TASK GOAL | Working from the top of the listing below, retype each line through the line containing "w-[1684px] h-[922px] overflow-hidden", both included, with no pictures.

RECORDED INFORMATION |
____
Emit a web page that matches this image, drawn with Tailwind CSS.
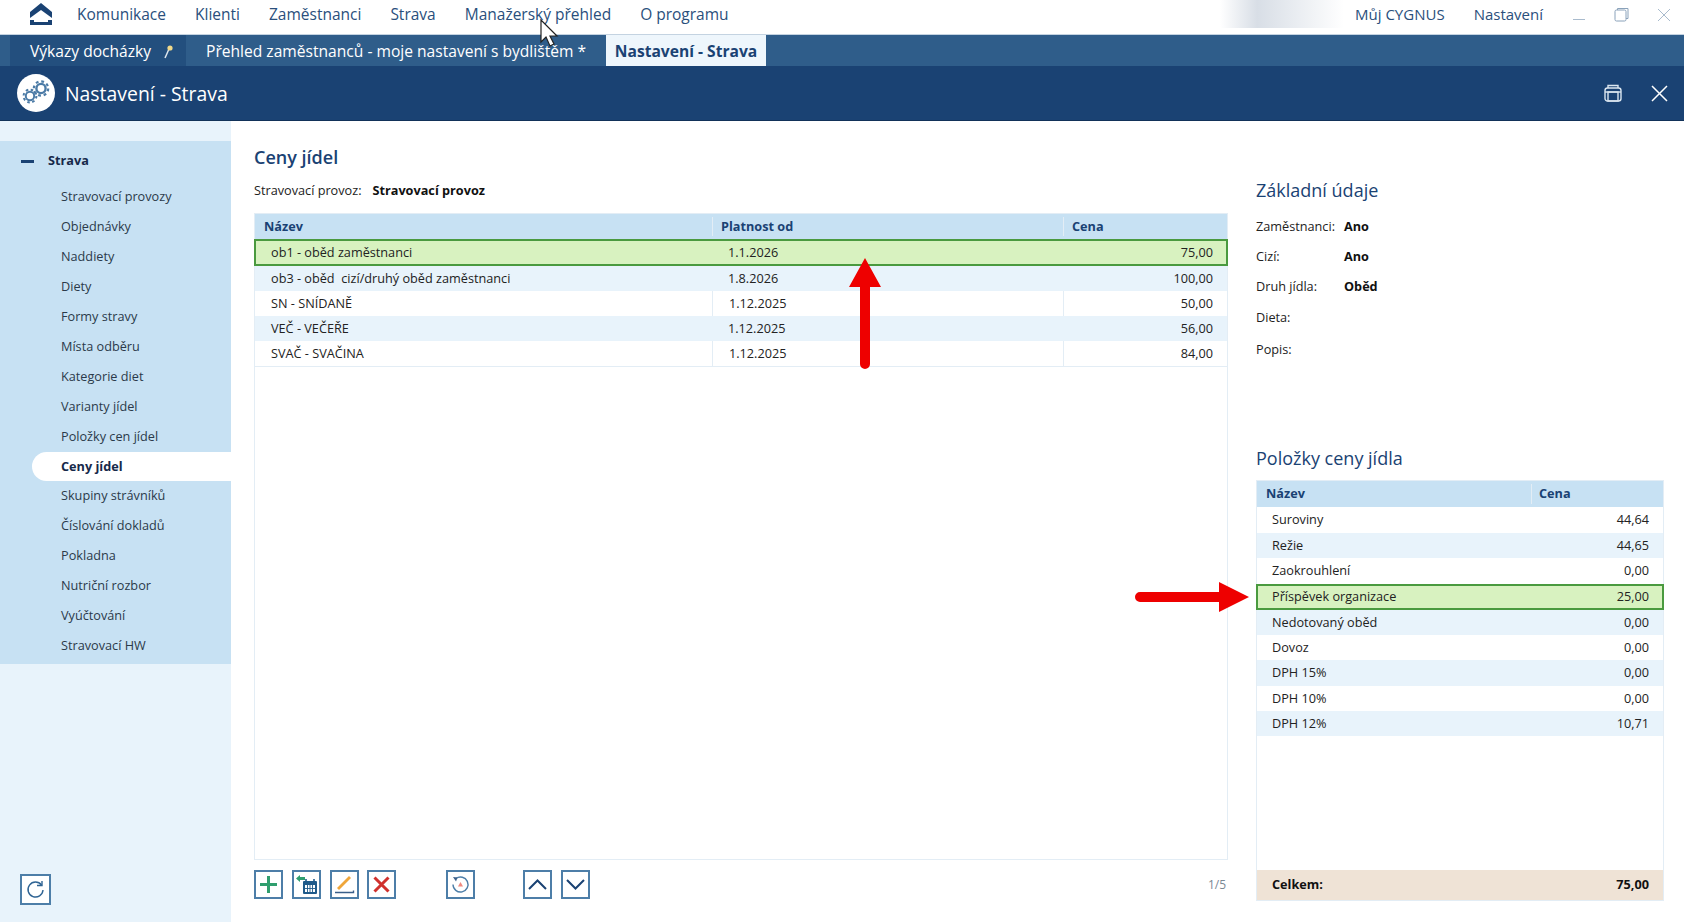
<!DOCTYPE html>
<html lang="cs">
<head>
  <meta charset="UTF-8" />
  <title>Nastavení - Strava</title>
  <script src="https://cdn.jsdelivr.net/npm/@tailwindcss/browser@4"></script>
</head>
<body class="bg-white font-['Open_Sans',sans-serif] text-[12.7px] text-[#222]">
<div class="relative w-[1684px] h-[922px] overflow-hidden flex flex-col">

  <!-- top menu -->
  <header class="h-[34px] flex items-center bg-white text-[15.5px] text-[#2a4f7c]">
    <svg class="ml-[29px] w-[24px] h-[22px] mb-[7px]" viewBox="0 0 24 22"><path d="M12 0 L23 9 L23 15 L12 7 L1 15 L1 9 Z M1 17 L5 17 L5 19 L19 19 L19 17 L23 17 L23 22 L1 22 Z" fill="#1a4273"/></svg>
    <nav class="ml-[24px] flex gap-[29px] mb-[5px]">
      <span>Komunikace</span><span>Klienti</span><span>Zaměstnanci</span><span>Strava</span><span>Manažerský přehled</span><span>O programu</span>
    </nav>
    <div class="ml-auto w-[124px] h-[28px] mb-[6px] bg-gradient-to-r from-white via-[#d8dee6] via-30% to-white"></div>
    <span class="ml-[11px] mb-[5px] text-[15px]">Můj CYGNUS</span>
    <span class="ml-[29px] mb-[5px] text-[15px]">Nastavení</span>
    <div class="w-[12px] h-px bg-[#a9bbcd] ml-[30px] mb-[-5px]"></div>
    <svg class="ml-[29px] mb-[5px] w-[15px] h-[15px]" viewBox="0 0 15 15" fill="none" stroke="#8aa2ba"><rect x="1" y="3" width="11" height="11" rx="1.5"/><path d="M3.5 3V1.5H14V11.5H12"/></svg>
    <svg class="ml-[28px] mr-[13px] mb-[5px] w-[14px] h-[14px]" viewBox="0 0 14 14" stroke="#a9bbcd"><path d="M1 1L13 13M13 1L1 13"/></svg>
  </header>

  <!-- tabs -->
  <div class="h-[32px] flex items-start bg-[#2f5d8a] border-t border-[#c4d3e1] text-[15.6px] text-white">
    <div class="ml-[10px] w-[176px] h-[31px] pt-[2px] flex items-center pl-[20px] bg-[#234f7e]">
      Výkazy docházky
      <svg class="ml-[11px] w-[12px] h-[15px]" viewBox="0 0 12 15" fill="none"><path d="M3 14L7 5" stroke="#dfe7ee" stroke-width="1.5"/><circle cx="8" cy="4" r="2.6" fill="#f1d98a"/></svg>
    </div>
    <div class="h-[31px] pt-[2px] flex items-center pl-[20px] w-[420px]">Přehled zaměstnanců - moje nastavení s bydlištěm *</div>
    <div class="w-[160px] h-[31px] pt-[2px] flex items-center justify-center bg-[#eef6fc] font-bold text-[#1a4273]">Nastavení - Strava</div>
  </div>

  <!-- title bar -->
  <div class="h-[55px] flex items-center bg-[#1a4273] border-b border-[#123259] text-white">
    <div class="ml-[17px] w-[38px] h-[38px] rounded-full bg-white flex items-center justify-center">
      <svg class="w-[30px] h-[26px]" viewBox="0 0 30 26" fill="none" stroke="#4c7ba6"><circle cx="9" cy="16" r="4.2" stroke-width="2"/><circle cx="9" cy="16" r="6.4" stroke-dasharray="2.51 2.51" stroke-width="2"/><circle cx="20" cy="8.5" r="4.6" stroke-width="2.4"/><circle cx="20" cy="8.5" r="7.2" stroke-dasharray="2.83 2.83" stroke-width="2.2"/></svg>
    </div>
    <span class="ml-[10px] text-[19.4px] translate-y-px">Nastavení - Strava</span>
    <svg class="ml-auto w-[18px] h-[19px]" viewBox="0 0 18 19" fill="none" stroke="#dbe6f0" stroke-width="1.4"><path d="M4 4V1.5H14V4"/><rect x="1" y="4" width="16" height="13" rx="2.5"/><path d="M1 8H17"/><rect x="4" y="8" width="10" height="9"/></svg>
    <svg class="ml-[29px] mr-[16px] w-[17px] h-[17px]" viewBox="0 0 17 17" stroke="#fff" stroke-width="1.5"><path d="M1 1L16 16M16 1L1 16"/></svg>
  </div>

  <div class="flex-1 flex min-h-0">
    <!-- sidebar -->
    <aside class="w-[231px] flex flex-col bg-[#e8f3fb]">
      <div class="h-[20px]"></div>
      <div class="h-[523px] bg-[#c7e1f3]">
        <div class="h-[40px] flex items-center font-bold text-[#16294a]">
          <span class="ml-[21px] w-[13px] h-[3px] bg-[#1a4273]"></span>
          <span class="ml-[14px]">Strava</span>
        </div>
        <ul class="mt-[1px] text-[#2b3a4a]">
          <li class="h-[30px] flex items-center pl-[61px]">Stravovací provozy</li>
          <li class="h-[30px] flex items-center pl-[61px]">Objednávky</li>
          <li class="h-[30px] flex items-center pl-[61px]">Naddiety</li>
          <li class="h-[30px] flex items-center pl-[61px]">Diety</li>
          <li class="h-[30px] flex items-center pl-[61px]">Formy stravy</li>
          <li class="h-[30px] flex items-center pl-[61px]">Místa odběru</li>
          <li class="h-[30px] flex items-center pl-[61px]">Kategorie diet</li>
          <li class="h-[30px] flex items-center pl-[61px]">Varianty jídel</li>
          <li class="h-[30px] flex items-center pl-[61px]">Položky cen jídel</li>
          <li class="h-[29px] flex items-center pl-[29px] ml-[32px] bg-white rounded-l-full font-bold text-[#16294a]">Ceny jídel</li>
          <li class="h-[30px] flex items-center pl-[61px]">Skupiny strávníků</li>
          <li class="h-[30px] flex items-center pl-[61px]">Číslování dokladů</li>
          <li class="h-[30px] flex items-center pl-[61px]">Pokladna</li>
          <li class="h-[30px] flex items-center pl-[61px]">Nutriční rozbor</li>
          <li class="h-[30px] flex items-center pl-[61px]">Vyúčtování</li>
          <li class="h-[30px] flex items-center pl-[61px]">Stravovací HW</li>
        </ul>
      </div>
      <div class="mt-auto mb-[17px] ml-[20px] w-[31px] h-[31px] border-2 border-[#4d7ea8] bg-white flex items-center justify-center">
        <svg class="w-[19px] h-[19px]" viewBox="0 0 19 19" fill="none" stroke="#2f6494" stroke-width="1.4"><path d="M15.5 5A7.5 7.5 0 1 0 17 10"/><path d="M11 5.5H16V1"/></svg>
      </div>
    </aside>

    <!-- main list -->
    <main class="w-[997px] pl-[23px] flex flex-col">
      <h2 class="mt-[22px] h-[28px] flex items-center text-[18px] font-semibold text-[#1a4273]">Ceny jídel</h2>
      <p class="mt-[10px] h-[20px] flex items-center">Stravovací provoz:<b class="ml-[11px] text-[#111]">Stravovací provoz</b></p>
      <div class="mt-[12px] w-[974px] h-[647px] border border-[#e3edf5] flex flex-col">
        <div class="h-[25px] flex items-center bg-[#c7e1f3] font-bold text-[#1a4273]">
          <span class="w-[457px] pl-[9px]">Název</span><span class="w-[351px] pl-[8px] border-l border-[#e3edf5]">Platnost od</span><span class="flex-1 pl-[8px] border-l border-[#e3edf5]">Cena</span>
        </div>
        <div class="h-[27px] flex items-center bg-[#d8f2c0] border-2 border-[#4a9a3f] -mx-px">
          <span class="w-[456px] pl-[15px]">ob1 - oběd zaměstnanci</span><span class="w-[351px] pl-[16px]">1.1.2026</span><span class="flex-1 text-right pr-[13px]">75,00</span>
        </div>
        <div class="h-[25px] flex items-center bg-[#e8f3fb]">
          <span class="w-[457px] pl-[16px]">ob3 - oběd&nbsp; cizí/druhý oběd zaměstnanci</span><span class="w-[351px] pl-[16px]">1.8.2026</span><span class="flex-1 text-right pr-[14px]">100,00</span>
        </div>
        <div class="h-[25px] flex items-center bg-white">
          <span class="w-[457px] pl-[16px] h-full flex items-center">SN - SNÍDANĚ</span><span class="w-[351px] pl-[16px] h-full flex items-center border-l border-[#e3edf5]">1.12.2025</span><span class="flex-1 text-right pr-[14px] h-full leading-[25px] border-l border-[#e3edf5]">50,00</span>
        </div>
        <div class="h-[25px] flex items-center bg-[#e8f3fb]">
          <span class="w-[457px] pl-[16px]">VEČ - VEČEŘE</span><span class="w-[351px] pl-[16px]">1.12.2025</span><span class="flex-1 text-right pr-[14px]">56,00</span>
        </div>
        <div class="h-[26px] flex items-center bg-white border-b border-[#e3edf5]">
          <span class="w-[457px] pl-[16px] h-full flex items-center">SVAČ - SVAČINA</span><span class="w-[351px] pl-[16px] h-full flex items-center border-l border-[#e3edf5]">1.12.2025</span><span class="flex-1 text-right pr-[14px] h-full leading-[25px] border-l border-[#e3edf5]">84,00</span>
        </div>
      </div>
      <!-- toolbar -->
      <div class="mt-[10px] w-[974px] flex items-center">
        <button class="w-[29px] h-[29px] border-2 border-[#4d7ea8] bg-white flex items-center justify-center"><svg class="w-[19px] h-[19px]" viewBox="0 0 19 19" stroke="#2f9e6e" stroke-width="3"><path d="M9.5 1V18M1 9.5H18"/></svg></button>
        <button class="ml-[9px] w-[29px] h-[29px] border-2 border-[#4d7ea8] bg-white flex items-center justify-center"><svg class="w-[23px] h-[21px]" viewBox="0 0 23 21"><path d="M1 4.5L5 1V3H10V6H5V8Z" fill="#2f9e6e"/><rect x="8" y="7" width="14" height="13" rx="1" fill="#1f5a8a"/><path d="M11 5V8M19 5V8" stroke="#1f5a8a" stroke-width="1.6"/><path d="M10 11H20V18H10Z" fill="#fff"/><path d="M15 11V18M10 14.5H20M12.5 11V18M17.5 11V18" stroke="#1f5a8a" stroke-width="0.9"/></svg></button>
        <button class="ml-[9px] w-[29px] h-[29px] border-2 border-[#4d7ea8] bg-white flex items-center justify-center"><svg class="w-[21px] h-[21px]" viewBox="0 0 21 21" fill="none"><path d="M3 14L15 2L17 4L5 16Z" fill="#efa63a"/><path d="M1 18.5H19.5V16.5" stroke="#3a5f8a" stroke-width="1.4"/></svg></button>
        <button class="ml-[8px] w-[29px] h-[29px] border-2 border-[#4d7ea8] bg-white flex items-center justify-center"><svg class="w-[17px] h-[17px]" viewBox="0 0 17 17" stroke="#d0312d" stroke-width="3"><path d="M1.5 1.5L15.5 15.5M15.5 1.5L1.5 15.5"/></svg></button>
        <button class="ml-[50px] w-[29px] h-[29px] border-2 border-[#4d7ea8] bg-white flex items-center justify-center"><svg class="w-[19px] h-[19px]" viewBox="0 0 19 19" fill="none"><path d="M5 3.5A7.5 7.5 0 1 1 2 9.5" stroke="#4d7ea8" stroke-width="1.4"/><path d="M2 2L6.5 2.5L5 6.5Z" fill="#3a5f8a"/><path d="M9.5 7L12 11.5H7Z" fill="#ef8a80"/></svg></button>
        <button class="ml-[48px] w-[29px] h-[29px] border-2 border-[#4d7ea8] bg-white flex items-center justify-center"><svg class="w-[19px] h-[11px]" viewBox="0 0 19 11" fill="none" stroke="#1a4273" stroke-width="2"><path d="M1 10L9.5 1.5L18 10"/></svg></button>
        <button class="ml-[9px] w-[29px] h-[29px] border-2 border-[#4d7ea8] bg-white flex items-center justify-center"><svg class="w-[19px] h-[11px]" viewBox="0 0 19 11" fill="none" stroke="#1a4273" stroke-width="2"><path d="M1 1L9.5 9.5L18 1"/></svg></button>
        <span class="ml-auto pr-[2px] text-[12px] text-[#7b8894]">1/5</span>
      </div>
    </main>

    <!-- detail -->
    <section class="flex-1 pl-[28px] pr-[20px] flex flex-col">
      <h3 class="mt-[55px] h-[28px] flex items-center text-[18px] text-[#1a4273]">Základní údaje</h3>
      <div class="mt-[8px] grid grid-cols-[88px_1fr] auto-rows-[30px] items-center">
        <span>Zaměstnanci:</span><b class="text-[#111]">Ano</b>
        <span>Cizí:</span><b class="text-[#111]">Ano</b>
        <span>Druh jídla:</span><b class="text-[#111]">Oběd</b>
        <span class="translate-y-[1px]">Dieta:</span><span></span>
        <span class="translate-y-[3px]">Popis:</span><span></span>
      </div>
      <h3 class="mt-[82px] h-[28px] flex items-center text-[18px] text-[#1a4273]">Položky ceny jídla</h3>
      <div class="mt-[8px] h-[421px] border border-[#e3edf5] flex flex-col">
        <div class="h-[26px] flex items-center bg-[#c7e1f3] font-bold text-[#1a4273]">
          <span class="w-[274px] pl-[9px]">Název</span><span class="flex-1 pl-[7px] border-l border-[#e3edf5]">Cena</span>
        </div>
        <div class="h-[26px] flex items-center justify-between pl-[15px] pr-[14px]"><span>Suroviny</span><span>44,64</span></div>
        <div class="h-[25px] flex items-center justify-between pl-[15px] pr-[14px] bg-[#e8f3fb]"><span>Režie</span><span>44,65</span></div>
        <div class="h-[26px] flex items-center justify-between pl-[15px] pr-[14px]"><span>Zaokrouhlení</span><span>0,00</span></div>
        <div class="h-[26px] -mx-px flex items-center justify-between pl-[14px] pr-[13px] bg-[#d8f2c0] border-2 border-[#4a9a3f]"><span>Příspěvek organizace</span><span>25,00</span></div>
        <div class="h-[25px] flex items-center justify-between pl-[15px] pr-[14px] bg-[#e8f3fb]"><span>Nedotovaný oběd</span><span>0,00</span></div>
        <div class="h-[25px] flex items-center justify-between pl-[15px] pr-[14px]"><span>Dovoz</span><span>0,00</span></div>
        <div class="h-[26px] flex items-center justify-between pl-[15px] pr-[14px] bg-[#e8f3fb]"><span>DPH 15%</span><span>0,00</span></div>
        <div class="h-[25px] flex items-center justify-between pl-[15px] pr-[14px]"><span>DPH 10%</span><span>0,00</span></div>
        <div class="h-[25px] flex items-center justify-between pl-[15px] pr-[14px] bg-[#e8f3fb]"><span>DPH 12%</span><span>10,71</span></div>
        <div class="mt-auto h-[30px] flex items-center justify-between pl-[15px] pr-[14px] bg-[#efe3d6] font-bold text-[#111]"><span>Celkem:</span><span>75,00</span></div>
      </div>
    </section>
  </div>

  <!-- annotations -->
  <svg class="absolute left-[847px] top-[256px] w-[36px] h-[114px]" viewBox="0 0 36 114"><path d="M18 2L34 31H23V108A5 5 0 0 1 13 108V31H2Z" fill="#ee0000"/></svg>
  <svg class="absolute left-[1134px] top-[582px] w-[116px] h-[30px]" viewBox="0 0 116 30"><path d="M115 15L85 0V10H6A5 5 0 0 0 6 20H85V30Z" fill="#ee0000"/></svg>
  <svg class="absolute left-[540px] top-[19px] w-[20px] h-[29px]" viewBox="0 0 20 29"><path d="M1 1V23L6 18L10 27L14 25L10 17H17Z" fill="#fff" stroke="#222" stroke-width="1.2"/></svg>
</div>
</body>
</html>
____
SOLUTION TO THE PROBLEM |
Emit a web page that matches this image, drawn with Tailwind CSS.
<!DOCTYPE html>
<html lang="cs">
<head>
  <meta charset="UTF-8" />
  <title>Nastavení - Strava</title>
  <script src="https://cdn.jsdelivr.net/npm/@tailwindcss/browser@4"></script>
</head>
<body class="bg-white font-['Open_Sans',sans-serif] text-[12.7px] text-[#222]">
<div class="relative w-[1684px] h-[922px] overflow-hidden flex flex-col">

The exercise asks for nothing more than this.